As for solutions, either we get the gov't out of healthcare, or we get the gov't to actually impose strict actuarial principles, which means severe medicare rate increases starting now. The intergenerational wealth transfer model is falling apart with the lowered birth rates we're seeing today, especially from those in the higher SES.

Let's get back on topic people. The topic is pressures on parents, especially mothers, to be utterly enthralled by their offspring. Does such pressure exist, how does it manifest itself, what effect does it have if it does exist, etc.

This actually wasn't intended to be a piece advocating having children or not having children and U.S. healthcare funding is waaaaay off topic.

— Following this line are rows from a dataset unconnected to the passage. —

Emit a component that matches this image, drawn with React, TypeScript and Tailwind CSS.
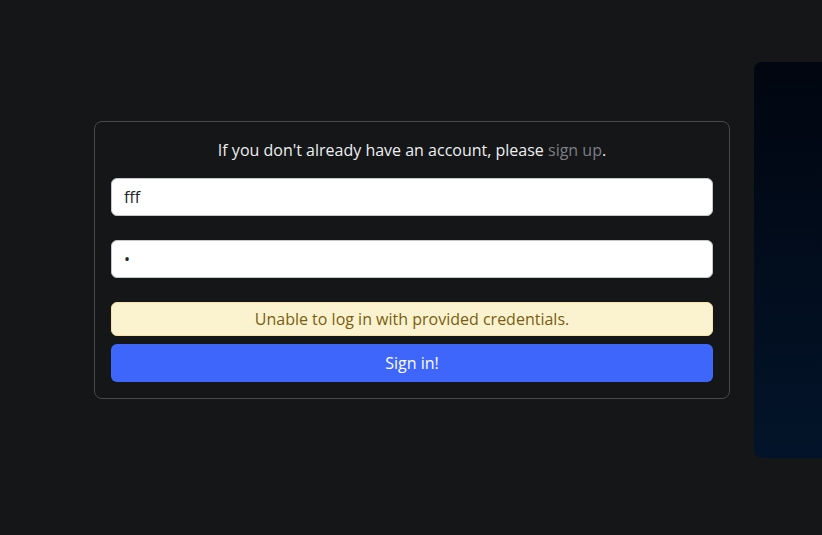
import { useState } from 'react'

export default function App() {
  const [username, setUsername] = useState('fff')
  const [password, setPassword] = useState('f')

  return (
    <div
      className="h-[535px] w-[822px] overflow-hidden bg-[#151618] text-[#eceef0]"
      style={{ fontFamily: '"Open Sans", "Noto Sans", sans-serif' }}
    >
      <div className="flex items-center gap-6 pl-[94px] pt-[62px]">
        {/* Login card */}
        <form
          onSubmit={(e) => e.preventDefault()}
          className="w-[636px] shrink-0 rounded-lg border border-[#48494b] bg-[#151618] px-4 pt-[16px] pb-4"
        >
          <p className="text-center text-base leading-6">
            If you don't already have an account, please{' '}
            <a href="#" className="text-[#7c7f83]">sign up</a>.
          </p>
          <input
            value={username}
            onChange={(e) => setUsername(e.target.value)}
            className="mt-4 block h-[38px] w-full rounded-md border border-[#c3c6ca] bg-white px-3 text-base text-[#212529] outline-none"
          />
          <input
            type="password"
            value={password}
            onChange={(e) => setPassword(e.target.value)}
            className="mt-6 block h-[38px] w-full rounded-md border border-[#c3c6ca] bg-white px-3 text-base text-[#212529] outline-none"
          />
          <div className="mt-6 flex h-[34px] items-center justify-center rounded-md border border-[#f5e4a6] bg-[#fbf3d0] text-base text-[#7a5d12]">
            Unable to log in with provided credentials.
          </div>
          <button
            type="submit"
            className="mt-2 block h-[38px] w-full rounded-md bg-[#3f66fa] text-base text-white"
          >
            Sign in!
          </button>
        </form>

        {/* Side panel */}
        <div className="h-[396px] w-[100px] shrink-0 rounded-lg bg-gradient-to-b from-[#010610] to-[#03142a]" />
      </div>
    </div>
  )
}
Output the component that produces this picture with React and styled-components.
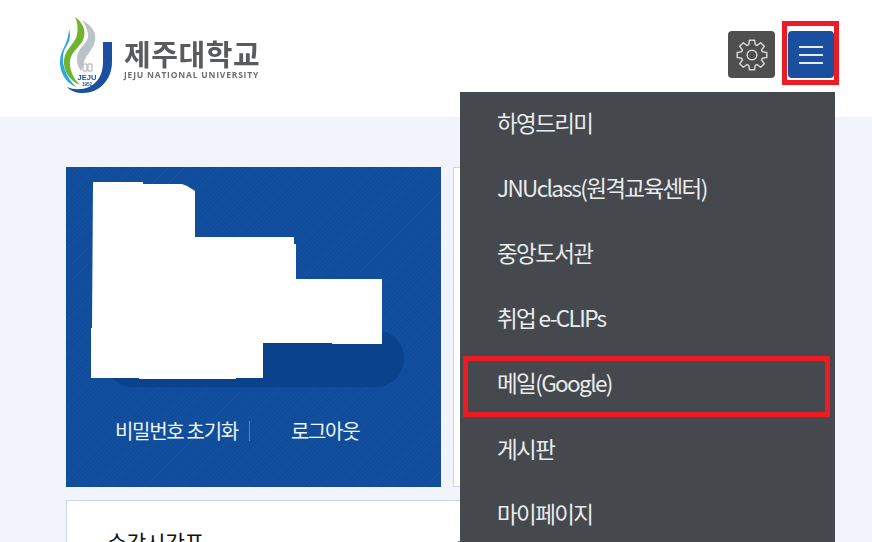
import React from 'react';
import styled, { createGlobalStyle } from 'styled-components';

const GlobalStyle = createGlobalStyle`
  html, body {
    margin: 0;
    padding: 0;
    height: 542px;
    overflow: hidden;
    background: #f1f4fa;
    font-family: "Noto Sans CJK KR", "Noto Sans", sans-serif;
  }
`;

const Page = styled.div`
  position: relative;
  width: 872px;
  height: 542px;
  overflow: hidden;
`;

const Header = styled.header`
  display: flex;
  justify-content: space-between;
  box-sizing: border-box;
  height: 117px;
  padding: 17px 38px 0 60px;
  background: #fff;
`;

const Logo = styled.div`
  display: flex;
  align-items: flex-start;
  gap: 10px;
  height: 77px;
  filter: blur(0.35px);
`;

const LogoText = styled.div`
  display: flex;
  flex-direction: column;
  gap: 4px;
  padding-top: 23px;
`;

const LogoName = styled.span`
  color: #5a5b5d;
  font-size: 29px;
  font-weight: 700;
  line-height: 26px;
  letter-spacing: 0.55px;
  white-space: nowrap;
`;

const LogoSub = styled.span`
  color: #6d6e71;
  font-family: "Open Sans", "Liberation Sans", sans-serif;
  font-size: 8.5px;
  font-weight: 700;
  line-height: 10px;
  letter-spacing: 0.8px;
  white-space: nowrap;
`;

const Actions = styled.div`
  display: flex;
  gap: 13px;
  padding-top: 14px;
`;

const IconButton = styled.div`
  position: relative;
  display: flex;
  align-items: center;
  justify-content: center;
  width: ${props => props.$wide}px;
  height: 47px;
  border-radius: 4px;
  background: ${props => props.$bg};
`;

const Burger = styled.div`
  display: flex;
  flex-direction: column;
  gap: 6px;
  width: 24px;
`;

const BurgerLine = styled.span`
  display: block;
  height: 2px;
  background: #e6ebf5;
`;

const Highlight = styled.span`
  position: absolute;
  top: ${props => props.$top}px;
  left: ${props => props.$left}px;
  width: ${props => props.$width}px;
  height: ${props => props.$height}px;
  box-sizing: border-box;
  border: 5px solid #ed1c24;
  pointer-events: none;
`;

const Main = styled.main`
  display: grid;
  grid-template-columns: 375px 1fr;
  grid-template-rows: 320px 1fr;
  gap: 13px 12px;
  width: 760px;
  padding: 50px 0 0 66px;
`;

const ProfileCard = styled.section`
  position: relative;
  display: flex;
  flex-direction: column;
  align-items: center;
  background-color: #0f4c9c;
  background-image: repeating-linear-gradient(
    135deg,
    rgba(255, 255, 255, 0.022) 0 1px,
    transparent 1px 3px
  );
`;

const Pill = styled.div`
  width: 300px;
  height: 57px;
  margin-top: 163px;
  border-radius: 29px;
  background: #0a438b;
`;

const LinkRow = styled.div`
  display: flex;
  align-items: center;
  align-self: flex-start;
  margin: 30px 0 0 49px;
  color: #f2f5fb;
  font-size: 20px;
  letter-spacing: -1.3px;
  line-height: 28px;
`;

const LinkText = styled.span`
  white-space: nowrap;
`;

const LinkDivider = styled.span`
  width: 1px;
  height: 20px;
  margin: 0 41px 0 11px;
  background: #5c83bd;
`;

const Redaction = styled.div`
  position: absolute;
  top: 0;
  left: 0;
  width: 375px;
  height: 320px;
  background: #fff;
  clip-path: polygon(
    27px 15px, 77px 15px, 77px 17px, 116px 17px, 121px 19px, 126px 22px, 129px 24px,
    129px 70px, 228px 70px, 228px 77px, 230px 77px, 230px 112px, 316px 112px,
    316px 177px, 266px 177px, 266px 176px, 197px 176px, 197px 211px, 170px 211px,
    170px 212px, 73px 212px, 73px 211px, 25px 211px, 25px 161px, 26px 161px
  );
`;

const SideCard = styled.section`
  box-sizing: border-box;
  border: 1px solid #c9d6ec;
  background: #fff;
`;

const ScheduleCard = styled.section`
  grid-column: 1 / 3;
  box-sizing: border-box;
  height: 120px;
  padding: 26px 40px;
  border: 1px solid #c9d6ec;
  background: #fff;
`;

const ScheduleHead = styled.div`
  display: flex;
  justify-content: space-between;
  align-items: center;
  width: 354px;
`;

const ScheduleTitle = styled.h2`
  margin: 0;
  color: #111;
  font-size: 21.5px;
  font-weight: 400;
  line-height: 30px;
  letter-spacing: -0.4px;
`;

const ScheduleMark = styled.span`
  width: 3px;
  height: 16px;
  margin-top: 14px;
  background: #6a86d8;
`;

const Menu = styled.nav`
  position: absolute;
  top: 92px;
  left: 460px;
  width: 375px;
  height: 450px;
  overflow: hidden;
  background: #45494d;
`;

const MenuItem = styled.a`
  position: relative;
  display: flex;
  align-items: center;
  box-sizing: border-box;
  height: 65.2px;
  padding: 0 0 6px 37px;
  color: #e9ecef;
  font-size: 22.5px;
  letter-spacing: -1.62px;
  white-space: nowrap;
`;

const menuItems = [
  '하영드리미',
  'JNUclass(원격교육센터)',
  '중앙도서관',
  '취업 e-CLIPs',
  '메일(Google)',
  '게시판',
  '마이페이지',
];

const Emblem = () => (
  <svg width="54" height="77" viewBox="60 17 54 77" aria-hidden="true">
    <path d="M82 20 C91 25 97 32 95 41 C93 50 86 55 84 62 C83 65 82 68 81 71 C76 64 76 57 79 51 C83 44 89 41 88 34 C87 29 85 24 82 20 Z" fill="#bcc3c8" />
    <path d="M75 17 C82 22 86 29 84 37 C82 46 72 50 70 60 C69 69 73 78 80 85 C70 81 63 71 64 60 C65 49 75 44 77 35 C78 29 78 23 75 17 Z" fill="#6cb52d" />
    <path d="M69 29 C71 35 70 41 66 47 C62 53 62 62 65 70 C67 76 71 82 76 87 C67 84 59.5 73 60 62 C60 52 65 47 67 40 C68 36 69 33 69 29 Z" fill="#29a9e0" />
    <path d="M103 42 H112 V62 C112 80 99 93 83 93 C76 93 71 91 67 87 C74 90 82 90 89 87 C98 83 103 74 103 62 Z" fill="#1b4fa0" />
    <path d="M83 64 H87 V71 H83 Z M88 64 H92 V71 H88 Z" fill="none" stroke="#a9aeb3" strokeWidth="1" />
    <text x="87" y="80" textAnchor="middle" fill="#1b4fa0" fontFamily="Liberation Sans" fontSize="7.5" fontWeight="700">JEJU</text>
    <text x="87" y="86" textAnchor="middle" fill="#1b4fa0" fontFamily="Liberation Sans" fontSize="4.5" fontWeight="700">1952</text>
  </svg>
);

// eight square teeth round the cog, worked out instead of typed by hand
const gearOutline = () => {
  const points = [];
  for (let i = 0; i < 8; i++) {
    const mid = (i * Math.PI) / 4;
    [[10.8, -0.3], [15, -0.17], [15, 0.17], [10.8, 0.3]].forEach(([radius, offset]) => {
      const x = 16 + radius * Math.sin(mid + offset);
      const y = 16 - radius * Math.cos(mid + offset);
      points.push(`${x.toFixed(2)},${y.toFixed(2)}`);
    });
  }
  return points.join(' ');
};

const GearIcon = () => (
  <svg width="32" height="32" viewBox="0 0 32 32" fill="none" stroke="#d4d4d4" strokeWidth="1.5" strokeLinejoin="round" aria-hidden="true">
    <polygon points={gearOutline()} />
    <circle cx="16" cy="16" r="4.8" />
  </svg>
);

export default function App() {
  return (
    <Page>
      <GlobalStyle />
      <Header>
        <Logo>
          <Emblem />
          <LogoText>
            <LogoName>제주대학교</LogoName>
            <LogoSub>JEJU NATIONAL UNIVERSITY</LogoSub>
          </LogoText>
        </Logo>
        <Actions>
          <IconButton $wide={47} $bg="#4f4f4f">
            <GearIcon />
          </IconButton>
          <IconButton $wide={46} $bg="#1a4e9f">
            <Burger>
              <BurgerLine />
              <BurgerLine />
              <BurgerLine />
            </Burger>
            <Highlight $top={-10} $left={-6} $width={57} $height={64} />
          </IconButton>
        </Actions>
      </Header>
      <Main>
        <ProfileCard>
          <Pill />
          <LinkRow>
            <LinkText>비밀번호 초기화</LinkText>
            <LinkDivider />
            <LinkText>로그아웃</LinkText>
          </LinkRow>
          <Redaction />
        </ProfileCard>
        <SideCard />
        <ScheduleCard>
          <ScheduleHead>
            <ScheduleTitle>수강시간표</ScheduleTitle>
            <ScheduleMark />
          </ScheduleHead>
        </ScheduleCard>
      </Main>
      <Menu>
        {menuItems.map(item => (
          <MenuItem key={item}>
            {item}
            {item === '메일(Google)' && <Highlight $top={3} $left={3} $width={367} $height={61} />}
          </MenuItem>
        ))}
      </Menu>
    </Page>
  );
}
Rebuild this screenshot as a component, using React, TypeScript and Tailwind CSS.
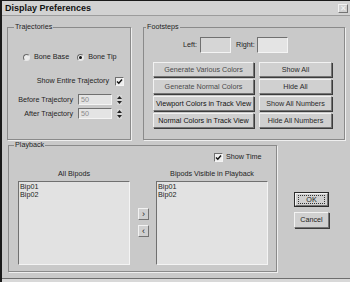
import React from 'react';

const font = { fontFamily: '"Liberation Sans", Arial, sans-serif' };

const etched = 'border border-[#8a8a8a] shadow-[1px_1px_0_#efefef]';
const raised =
  'flex items-center justify-center border border-t-[#f2f2f2] border-l-[#f2f2f2] border-r-[#747474] border-b-[#747474] bg-[#d0d0d0] shadow-[1px_1px_0_#3c3c3c]';
const sunken = 'border border-t-[#707070] border-l-[#707070] border-r-[#f4f4f4] border-b-[#f4f4f4]';

const Radio: React.FC<{ checked?: boolean; label: string }> = ({ checked, label }) => (
  <div className="flex items-center gap-[4px]">
    <span className="flex h-[7px] w-[7px] items-center justify-center rounded-full border border-t-[#6a6a6a] border-l-[#6a6a6a] border-r-[#e8e8e8] border-b-[#e8e8e8] bg-[#ececec]">
      {checked && <span className="h-[3px] w-[3px] rounded-full bg-[#111]" />}
    </span>
    <span>{label}</span>
  </div>
);

const Check: React.FC = () => (
  <span className={`flex h-[9px] w-[9px] items-center justify-center bg-[#eeeeee] ${sunken}`}>
    <svg width="7" height="7" viewBox="0 0 7 7">
      <polyline points="1,3.5 2.8,5.3 6,1.5" fill="none" stroke="#111" strokeWidth="1.4" />
    </svg>
  </span>
);

const Spinner: React.FC = () => (
  <span className="flex h-[10px] w-[5px] flex-col items-center justify-center gap-[2px] bg-[#d6d6d6]">
    <svg width="5" height="3" viewBox="0 0 5 3">
      <polygon points="2.5,0 5,3 0,3" fill="#222" />
    </svg>
    <svg width="5" height="3" viewBox="0 0 5 3">
      <polygon points="0,0 5,0 2.5,3" fill="#222" />
    </svg>
  </span>
);

const NumberRow: React.FC<{ label: string; mt: string }> = ({ label, mt }) => (
  <div className={`flex h-[11px] items-center ${mt}`}>
    <span className="w-[66px] pr-[1px] text-right">{label}</span>
    <span className={`ml-[4px] flex h-[11px] w-[34px] items-center bg-[#e4e4e4] pl-[2px] text-[#8a8a8a] ${sunken}`}>50</span>
    <span className="ml-[5px]">
      <Spinner />
    </span>
  </div>
);

const footButtons = [
  ['Generate Various Colors', 'Show All'],
  ['Generate Normal Colors', 'Hide All'],
  ['Viewport Colors in Track View', 'Show All Numbers'],
  ['Normal Colors in Track View', 'Hide All Numbers'],
];

const ListBox: React.FC<{ title: string }> = ({ title }) => (
  <div className="flex w-[112px] flex-col">
    <div className="h-[10px] text-center leading-[10px]">{title}</div>
    <div className={`mt-[2px] h-[84px] bg-[#e2e2e2] pl-[1px] pt-[1px] leading-[8px] ${sunken}`}>
      <div>Bip01</div>
      <div>Bip02</div>
    </div>
  </div>
);

export default function App() {
  return (
    <div
      style={font}
      className="flex h-[282px] w-[350px] flex-col overflow-hidden border-l-2 border-t border-l-[#1a1a1a] border-t-[#1a1a1a] bg-[#c9c9c9] text-[7.2px] leading-[10px] text-[#1e1e1e]"
    >
      {/* title bar */}
      <div className="flex h-[14px] items-center justify-between bg-[#d2d2d2] pl-[3px] pr-[2px]">
        <span className="text-[9px] font-bold leading-[14px] text-[#111]">Display Preferences</span>
        <span className={`h-[9px] w-[10px] text-[8px] leading-[7px] text-[#f4f4f4] ${raised} bg-[#9a9a9a] shadow-none`}>
          ✕
        </span>
      </div>
      <div className="h-[1px] bg-[#9c9c9c]" />

      {/* body */}
      <div className="h-[262px] pl-[5px] pt-[6px]">
        <div className="flex gap-[12px]">
          <fieldset className={`h-[118px] w-[124px] ${etched}`}>
            <legend className="ml-[6px] px-[1px] leading-[10px]">Trajectories</legend>
            <div className="mt-[20px] flex h-[10px] items-center gap-[8px] pl-[15px]">
              <Radio label="Bone Base" />
              <Radio checked label="Bone Tip" />
            </div>
            <div className="mt-[14px] flex h-[10px] items-center justify-end gap-[6px] pr-[6px]">
              <span>Show Entire Trajectory</span>
              <Check />
            </div>
            <NumberRow label="Before Trajectory" mt="mt-[8px]" />
            <NumberRow label="After Trajectory" mt="mt-[3px]" />
          </fieldset>

          <fieldset className={`h-[118px] w-[202px] ${etched}`}>
            <legend className="ml-[2px] px-[1px] leading-[10px]">Footsteps</legend>
            <div className="mt-[5px] flex h-[16px] items-center pl-[39px]">
              <span>Left:</span>
              <span className={`ml-[3px] h-[16px] w-[31px] bg-[#d6d6d6] ${sunken}`} />
              <span className="ml-[5px]">Right:</span>
              <span className={`ml-[2px] h-[16px] w-[31px] bg-[#e4e4e4] ${sunken}`} />
            </div>
            <div className="mt-[9px] grid grid-cols-[101px_73px] gap-x-[5px] gap-y-[2px] pl-[9px]">
              {footButtons.map(([a, b], i) => (
                <React.Fragment key={a}>
                  <div className={`h-[15px] ${raised} ${i < 2 ? 'text-[#4a4a4a]' : 'text-[#111]'}`}>{a}</div>
                  <div className={`h-[15px] ${raised} text-[#2a2a2a]`}>{b}</div>
                </React.Fragment>
              ))}
            </div>
          </fieldset>
        </div>

        <div className="flex">
          <fieldset className={`ml-[1px] h-[132px] w-[269px] ${etched}`}>
            <legend className="ml-[5px] px-[1px] leading-[10px]">Playback</legend>
            <div className="mt-[2px] flex h-[10px] items-center gap-[3px] pl-[205px]">
              <Check />
              <span>Show Time</span>
            </div>
            <div className="mt-[7px] flex pl-[9px]">
              <ListBox title="All Bipods" />
              <div className="ml-[8px] flex w-[11px] flex-col gap-[5px] pt-[39px]">
                <div className={`h-[12px] w-[11px] text-[9px] leading-[9px] ${raised} shadow-none`}>›</div>
                <div className={`h-[12px] w-[11px] text-[9px] leading-[9px] ${raised} shadow-none`}>‹</div>
              </div>
              <div className="ml-[7px]">
                <ListBox title="Bipods Visible in Playback" />
              </div>
            </div>
          </fieldset>

          <div className="ml-[17px] flex flex-col gap-[5px] pt-[52px]">
            <div className="h-[15px] w-[35px] border border-[#2a2a2a]">
              <div className={`h-full w-full ${raised} shadow-none`}>
                <span className="flex h-[9px] w-[27px] items-center justify-center border border-dotted border-[#333]">
                  OK
                </span>
              </div>
            </div>
            <div className={`h-[16px] w-[35px] ${raised}`}>Cancel</div>
          </div>
        </div>
      </div>

      <div className="h-[1px] bg-[#6e6e6e]" />
      <div className="flex-1 bg-[#d8d8d8]" />
    </div>
  );
}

I think such unrealistic expectations about parenting (especially motherhood) were more the norm a generation ago. However, I imagine that feminism has contributed to it indirectly - with smaller families (and fewer opportunities to care for siblings or babysit), and more choices in general, I would guess that modern women are around infants and children much less than at most times in the past. It is much easier to idealize childcare or having a baby when you've never actually done it.

Also, despite feminism, there are years of advice, nostalgic stories, etc. from the early 19th c. onwards on motherhood as the pinnacle of the "cult of domesticity" (see Rima Apple & Janet Golden's collection "Mothers & Motherhood: Readings in American History for a glimpse of this) - and this is not entirely gone today.

>>> Let's get back on topic people.

Killjoy! :)

>>> Richard, keep saving and take no more from the system than you put in.

That's not going to hard. Can I have my interest too?

I wonder if parents can't shorten the boredom period by cutting short the period in which they treat their children like stupid people.

I'm just speaking from my own experience, but I know that my family takes pride in addressing the pets in complete sentences. I think some parents prolong baby behaviors, and the attendant boredom, by talking to their kids in babytalk and entertaining them with babyish things.

Ack! somebody. Close that tag for me, I beg of you...

Mythago: Thanks for pointing out that moms who express compunction over child-rearing aren't routinely flayed. That hyperbole is getting more tiresome all the time. This journalist strikes me as the sort who has to have something wrong in her life; how serendipitious this dovetails with the vitally important task of selling ink. When, oh when, will the travails of the overachieving/overpaid class cease to be held up as what we all go through? By the way, I liked your little prank about the Greek lessons. Keep it up

Lindsay Beyerstein: Yes, in a word. My four-year-old daughter still likes Dr. Seuss, of course, but speaking to her in complete sentences has seemed to produce that happy effect. And I think it goes a long way towards relieving the tedium of bringing her up. Not that it's all that tedious.

Tango Man: If my daughter adopts your attitude, I'll know I've failed as a father. By the way, if it does come to rationing healthcare for the old (a dubious scenario if we lift the cap on Social Security taxes), I'll take it with some stoicism. Ever been to an old folks' home? My ex works in one and I'll take death in a trailer at 70 over "life" in one of those hellholes.